**Exercise directions:** Drop all images and give the records again exactly.

**Records shown:**
◇ ◇ ◇ ◇ ◇

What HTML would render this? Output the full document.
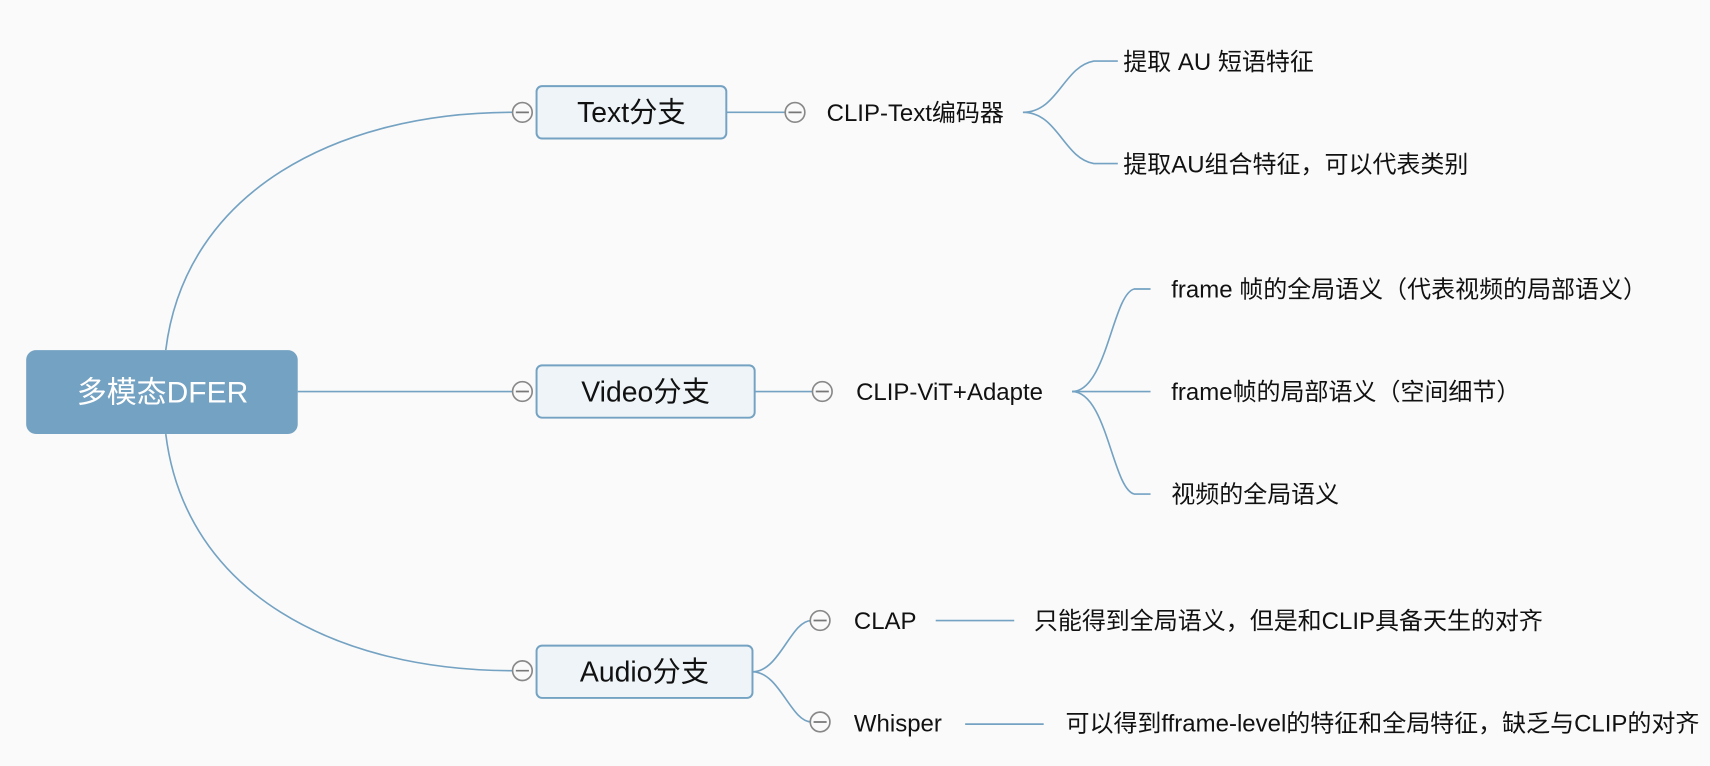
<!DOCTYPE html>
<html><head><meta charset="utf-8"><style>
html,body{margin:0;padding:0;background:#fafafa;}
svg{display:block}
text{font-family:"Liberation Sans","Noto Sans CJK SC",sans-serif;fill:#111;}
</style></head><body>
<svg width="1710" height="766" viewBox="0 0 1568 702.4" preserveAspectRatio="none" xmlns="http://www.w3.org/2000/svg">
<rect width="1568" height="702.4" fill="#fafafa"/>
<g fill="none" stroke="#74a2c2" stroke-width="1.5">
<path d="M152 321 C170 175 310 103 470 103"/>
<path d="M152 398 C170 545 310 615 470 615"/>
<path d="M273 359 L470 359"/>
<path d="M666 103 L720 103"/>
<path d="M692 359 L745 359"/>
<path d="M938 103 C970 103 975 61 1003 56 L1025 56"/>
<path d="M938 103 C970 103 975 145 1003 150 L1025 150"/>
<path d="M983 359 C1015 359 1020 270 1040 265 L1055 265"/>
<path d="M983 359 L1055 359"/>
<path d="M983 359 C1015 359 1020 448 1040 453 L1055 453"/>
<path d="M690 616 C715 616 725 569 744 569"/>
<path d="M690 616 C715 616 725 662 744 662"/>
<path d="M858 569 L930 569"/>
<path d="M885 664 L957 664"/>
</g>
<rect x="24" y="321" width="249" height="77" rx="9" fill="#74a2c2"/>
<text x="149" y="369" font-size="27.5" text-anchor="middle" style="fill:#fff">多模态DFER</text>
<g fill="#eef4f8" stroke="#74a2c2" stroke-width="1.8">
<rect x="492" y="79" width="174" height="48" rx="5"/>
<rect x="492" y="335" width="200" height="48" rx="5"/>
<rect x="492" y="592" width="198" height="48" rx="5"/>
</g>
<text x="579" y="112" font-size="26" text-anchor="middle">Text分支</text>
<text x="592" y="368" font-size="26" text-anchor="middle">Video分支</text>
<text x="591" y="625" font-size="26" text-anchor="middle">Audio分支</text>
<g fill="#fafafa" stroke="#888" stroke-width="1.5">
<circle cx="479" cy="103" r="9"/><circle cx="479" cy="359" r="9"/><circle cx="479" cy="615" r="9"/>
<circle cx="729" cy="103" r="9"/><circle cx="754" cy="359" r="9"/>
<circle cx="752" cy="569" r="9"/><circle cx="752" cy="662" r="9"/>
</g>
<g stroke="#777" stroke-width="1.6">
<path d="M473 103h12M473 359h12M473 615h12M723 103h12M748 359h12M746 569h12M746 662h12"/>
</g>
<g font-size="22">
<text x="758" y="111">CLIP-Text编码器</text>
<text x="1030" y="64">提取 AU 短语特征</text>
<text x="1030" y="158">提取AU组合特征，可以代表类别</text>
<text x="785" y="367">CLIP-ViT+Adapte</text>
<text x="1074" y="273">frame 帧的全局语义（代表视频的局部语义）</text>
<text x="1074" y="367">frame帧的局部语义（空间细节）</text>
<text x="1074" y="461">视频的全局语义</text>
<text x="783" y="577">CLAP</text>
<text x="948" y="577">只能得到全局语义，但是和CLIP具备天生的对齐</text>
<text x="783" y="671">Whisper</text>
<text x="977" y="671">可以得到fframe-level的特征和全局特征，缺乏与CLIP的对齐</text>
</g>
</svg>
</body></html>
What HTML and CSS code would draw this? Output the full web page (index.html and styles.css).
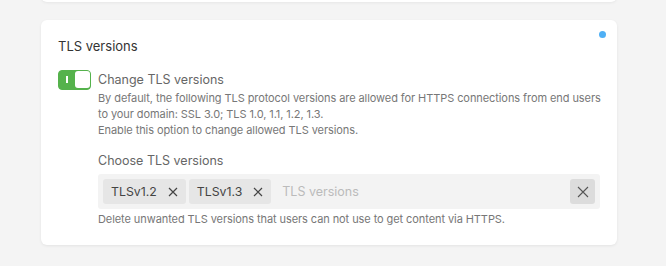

◇ ◇ ◇ ◇ ◇

**Output:**
What HTML would render this? Output the full document.
<!DOCTYPE html>
<html><head><meta charset="utf-8"><style>
html,body{margin:0;padding:0;background:#fafafa;}
svg{display:block}
text{font-family:"Liberation Sans","Noto Sans CJK SC",sans-serif;fill:#111;}
</style></head><body>
<svg width="1710" height="766" viewBox="0 0 1568 702.4" preserveAspectRatio="none" xmlns="http://www.w3.org/2000/svg">
<rect width="1568" height="702.4" fill="#fafafa"/>
<g fill="none" stroke="#74a2c2" stroke-width="1.5">
<path d="M152 321 C170 175 310 103 470 103"/>
<path d="M152 398 C170 545 310 615 470 615"/>
<path d="M273 359 L470 359"/>
<path d="M666 103 L720 103"/>
<path d="M692 359 L745 359"/>
<path d="M938 103 C970 103 975 61 1003 56 L1025 56"/>
<path d="M938 103 C970 103 975 145 1003 150 L1025 150"/>
<path d="M983 359 C1015 359 1020 270 1040 265 L1055 265"/>
<path d="M983 359 L1055 359"/>
<path d="M983 359 C1015 359 1020 448 1040 453 L1055 453"/>
<path d="M690 616 C715 616 725 569 744 569"/>
<path d="M690 616 C715 616 725 662 744 662"/>
<path d="M858 569 L930 569"/>
<path d="M885 664 L957 664"/>
</g>
<rect x="24" y="321" width="249" height="77" rx="9" fill="#74a2c2"/>
<text x="149" y="369" font-size="27.5" text-anchor="middle" style="fill:#fff">多模态DFER</text>
<g fill="#eef4f8" stroke="#74a2c2" stroke-width="1.8">
<rect x="492" y="79" width="174" height="48" rx="5"/>
<rect x="492" y="335" width="200" height="48" rx="5"/>
<rect x="492" y="592" width="198" height="48" rx="5"/>
</g>
<text x="579" y="112" font-size="26" text-anchor="middle">Text分支</text>
<text x="592" y="368" font-size="26" text-anchor="middle">Video分支</text>
<text x="591" y="625" font-size="26" text-anchor="middle">Audio分支</text>
<g fill="#fafafa" stroke="#888" stroke-width="1.5">
<circle cx="479" cy="103" r="9"/><circle cx="479" cy="359" r="9"/><circle cx="479" cy="615" r="9"/>
<circle cx="729" cy="103" r="9"/><circle cx="754" cy="359" r="9"/>
<circle cx="752" cy="569" r="9"/><circle cx="752" cy="662" r="9"/>
</g>
<g stroke="#777" stroke-width="1.6">
<path d="M473 103h12M473 359h12M473 615h12M723 103h12M748 359h12M746 569h12M746 662h12"/>
</g>
<g font-size="22">
<text x="758" y="111">CLIP-Text编码器</text>
<text x="1030" y="64">提取 AU 短语特征</text>
<text x="1030" y="158">提取AU组合特征，可以代表类别</text>
<text x="785" y="367">CLIP-ViT+Adapte</text>
<text x="1074" y="273">frame 帧的全局语义（代表视频的局部语义）</text>
<text x="1074" y="367">frame帧的局部语义（空间细节）</text>
<text x="1074" y="461">视频的全局语义</text>
<text x="783" y="577">CLAP</text>
<text x="948" y="577">只能得到全局语义，但是和CLIP具备天生的对齐</text>
<text x="783" y="671">Whisper</text>
<text x="977" y="671">可以得到fframe-level的特征和全局特征，缺乏与CLIP的对齐</text>
</g>
</svg>
</body></html>
What HTML and CSS code would draw this? Output the full web page (index.html and styles.css).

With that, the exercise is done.